We can quickly run through all of these solution proposals and limit down to correct solutions.

In [21]:
# scan through all proposed solutions, keeping correct ones
def propose_solution(v_initial):
    """propose a solution that sums to b[0] given all but one entry"""
    return [v for v in v_initial] + [b[0] - np.sum(v_initial)]

# brute force run through all combinations to inspect for solutions
brute_force_solutions = [
    tuple(pv) for v in itertools.product(*[list(range(ranges[i] + 1)) for i in range(len(ranges))])
    if (np.min(pv := propose_solution(v)) >= 0) and (a * sp.Matrix(pv) == b)
]
assert len(brute_force_solutions) == (pts[1] + 1 - pts[0])

brute_force_solutions

[(2, 30, 68),
 (5, 25, 70),
 (8, 20, 72),
 (11, 15, 74),
 (14, 10, 76),
 (17, 5, 78),
 (20, 0, 80)]

All of these methods are examples of how [so much became possible with programable calculating machines](https://win-vector.com/2009/05/12/the-joy-of-calculation/). For small problems the brute-force method merely wastes a few micro-seconds of CPU time. For large problems the earlier systematic solution method becomes important.

## Conclusion

The above may all seem "a bit magic." The reason is that these tools were designed to solve exactly these problems and to address the fundamental difficulties.

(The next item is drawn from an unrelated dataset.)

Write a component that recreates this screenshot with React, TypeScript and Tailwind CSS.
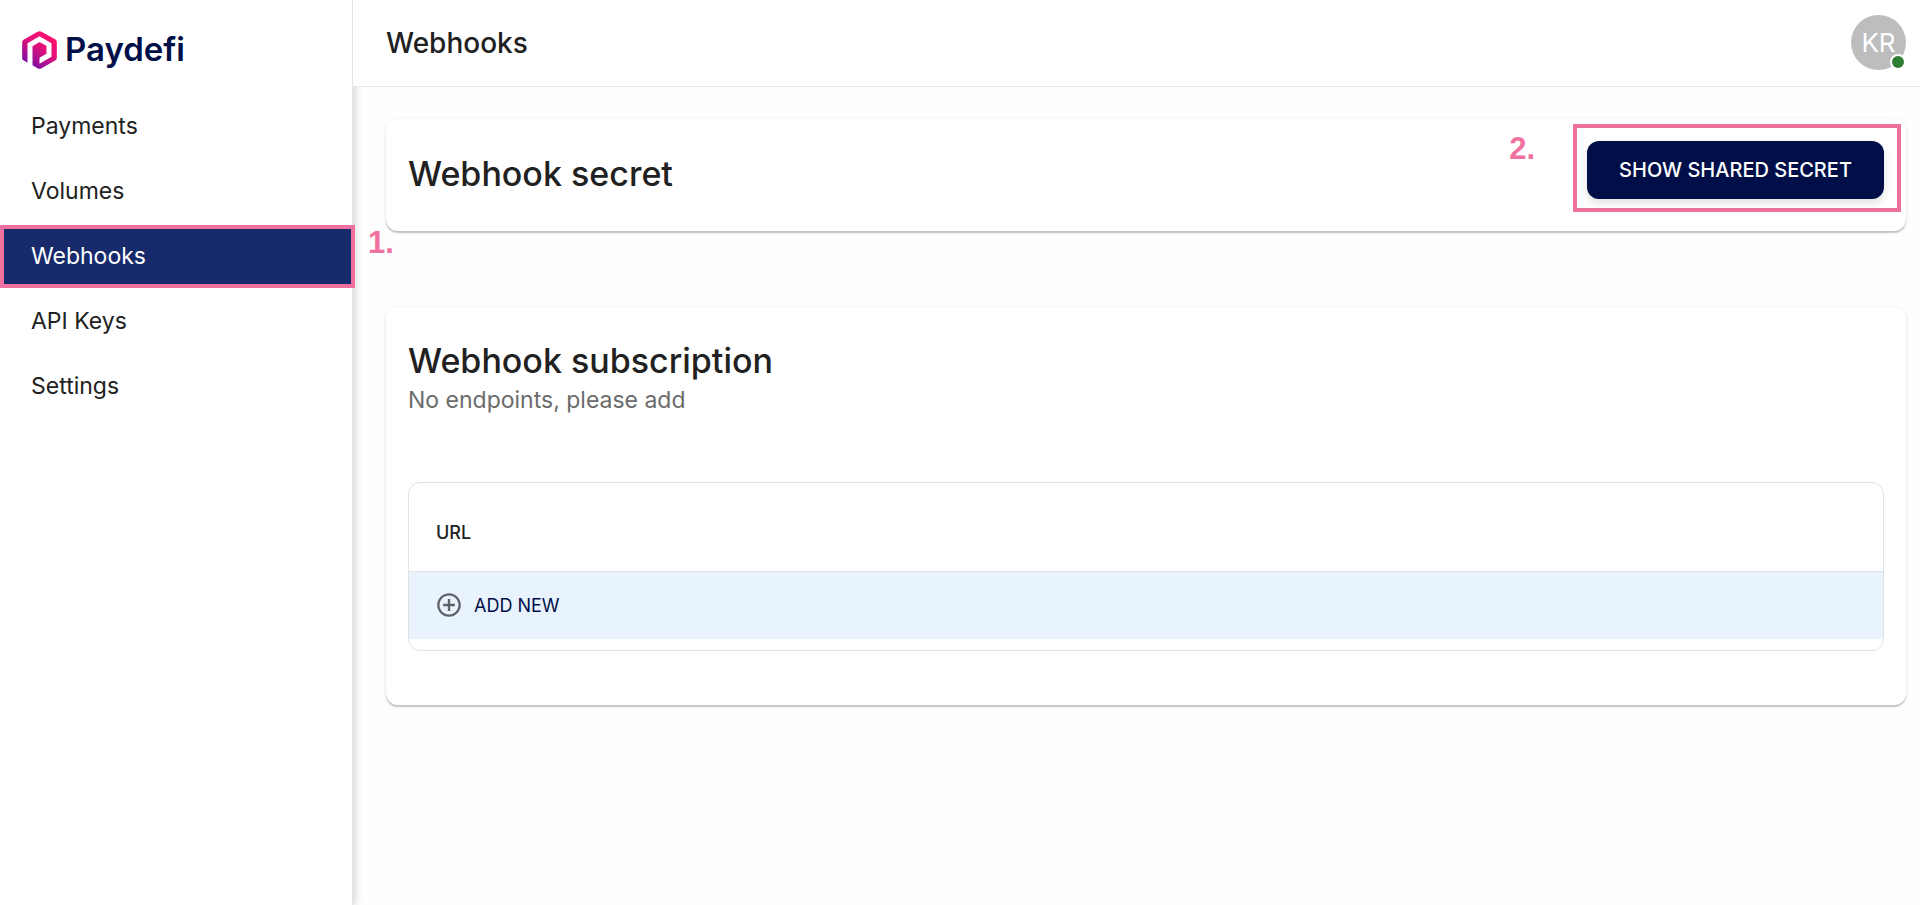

The amount of interesting mathematical structure in this puzzle is truly astounding. It allowed us to touch on quite a number of points of Diophantine equations, linear algebra, and integer programming. Problems like it are the basis of a number of deep and fascinating fields including: "diophantine equations", "lattice reduction", "lattice polytopes", "geometry of numbers", "counting integral solutions", "additive number theory", and "additive combinatorics".

I presume earlier solution methods involved a lot more direct calculation and a lot less delegation to methods. Henry Dudeney's solution is in fact just the 7 vectors without any explanation of method. I wonder if such were the Sudoku of their era.